Julián Aguilar García

Abogado

Cementerio sin árboles

Intenten ustedes percibir belleza en la Plaza de la Magdalena. Acéptenme el reto

Verano, además de una estación, es el nombre del cementerio más conocido de Roma (y de esa zona cercana a la basílica de San Lorenzo, santo sufridor del calor en carne propia). La denominación parece pintiparada para quien se pasee por Sevilla en estos tiempos veraniegos, con un calor de muerte.

Pero la culpa de estos pensamientos, un tanto cáusticamente fúnebres, no la tienen Julio César y Augusto, por mucho que en los meses a que ellos dieron nombre las temperaturas sean especialmente tórridas. La culpa la tiene la madre que regaló al mundo al fulano, o a la caterva de fulanos, que ha convertido a Sevilla, año tras año, alcalde tras alcalde, en un erial de losas claras, plazas anodinas, calles intercambiables, suelos duros y ausencia de sombras.

Échele usted valor. Paséese en estas jornadas estivales, en horas diurnas, desde la Plaza de la Magdalena hasta la Puerta de Jerez, pasando por la Plaza Nueva, si se atreve.

Lo malo, con serlo, no es el calor, inevitable, inocente y en todo caso inimputable. Lo lamentable, con serlo y mucho, no es la memoria de los edificios que hubo y ya no están por las calle y plazas de Sevilla, como con Zorzi recuerda Juan Lamillar en sus Notas sobre Venecia, trazando una vez más un paralelismo entre ambas ciudades, que vieron tiempos mejores y más cultos. Lo verdaderamente triste o, más bien, encocorante, por decirlo de forma muy suave (y heterodoxa para la Real Academia, me temo), es que parece haber, no ya permisividad, sino incluso propósito de (de)generar una ciudad anodina e incómoda. Anodina para los indígenas y para los foráneos, al perder parte de su personalidad y de sus peculiaridades arquitectónicas, urbanísticas, estéticas. Incómoda, por las restricciones ecoloparanoicas utópicamente colectivistas y la peatonalización ideológica, sin duda acertada o atractiva para el que viene de fuera, pero francamente fastidiosa para el que vive en la zona, que ve que a donde antes llegaba sobre ruedas ahora apenas puede acceder arrastrándose a pie bajo el sol. Y digo bajo el sol, porque no puedo afirmar, sin faltar a la verdad, que quepa ir bajo la sombra de árboles, tan poco queridos de nuestros mandamases y de los arquitectos del poder que parece que deban ser exterminados (los árboles, me refiero, no los arboricidas, a los que deseo cambio de convicción, no desaparición, líbreme Dios -o como deba decirse en neolengua políticamente correcta, transversal e inclusiva-).

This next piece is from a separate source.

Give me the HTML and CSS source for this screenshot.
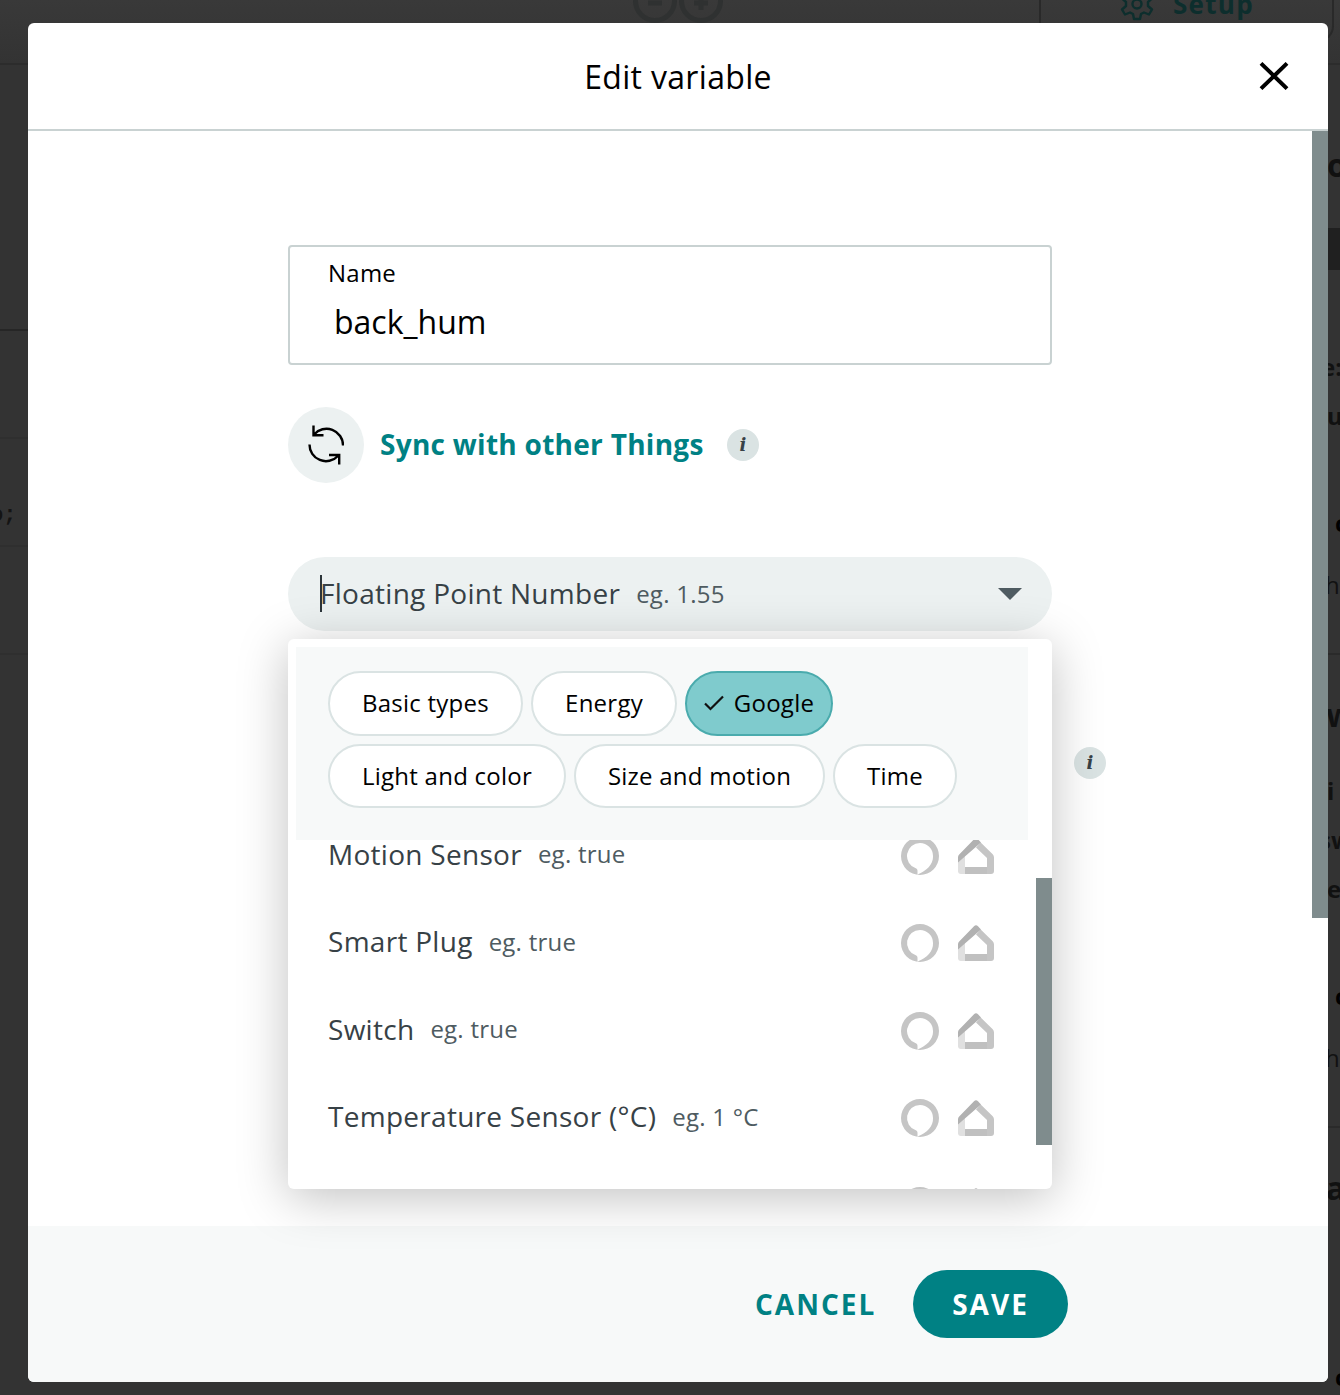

Decía Vitrubio, hace ya unos dos mil años, total, apenas nada, en el capítulo tercero del primero de sus Diez libros de Arquitectura que las "construcciones deben lograr seguridad, utilidad y belleza". Daré por supuesta la seguridad, pero encuéntrenme ustedes utilidad a la forma en que se desarrolla el urbanismo sevillano últimamente, decidido por convicciones demagógicas más que por los intereses de los habitantes. Y, sobre todo, intenten ustedes percibir belleza en las nuevas plazas como la de la Magdalena. Acéptenme el reto.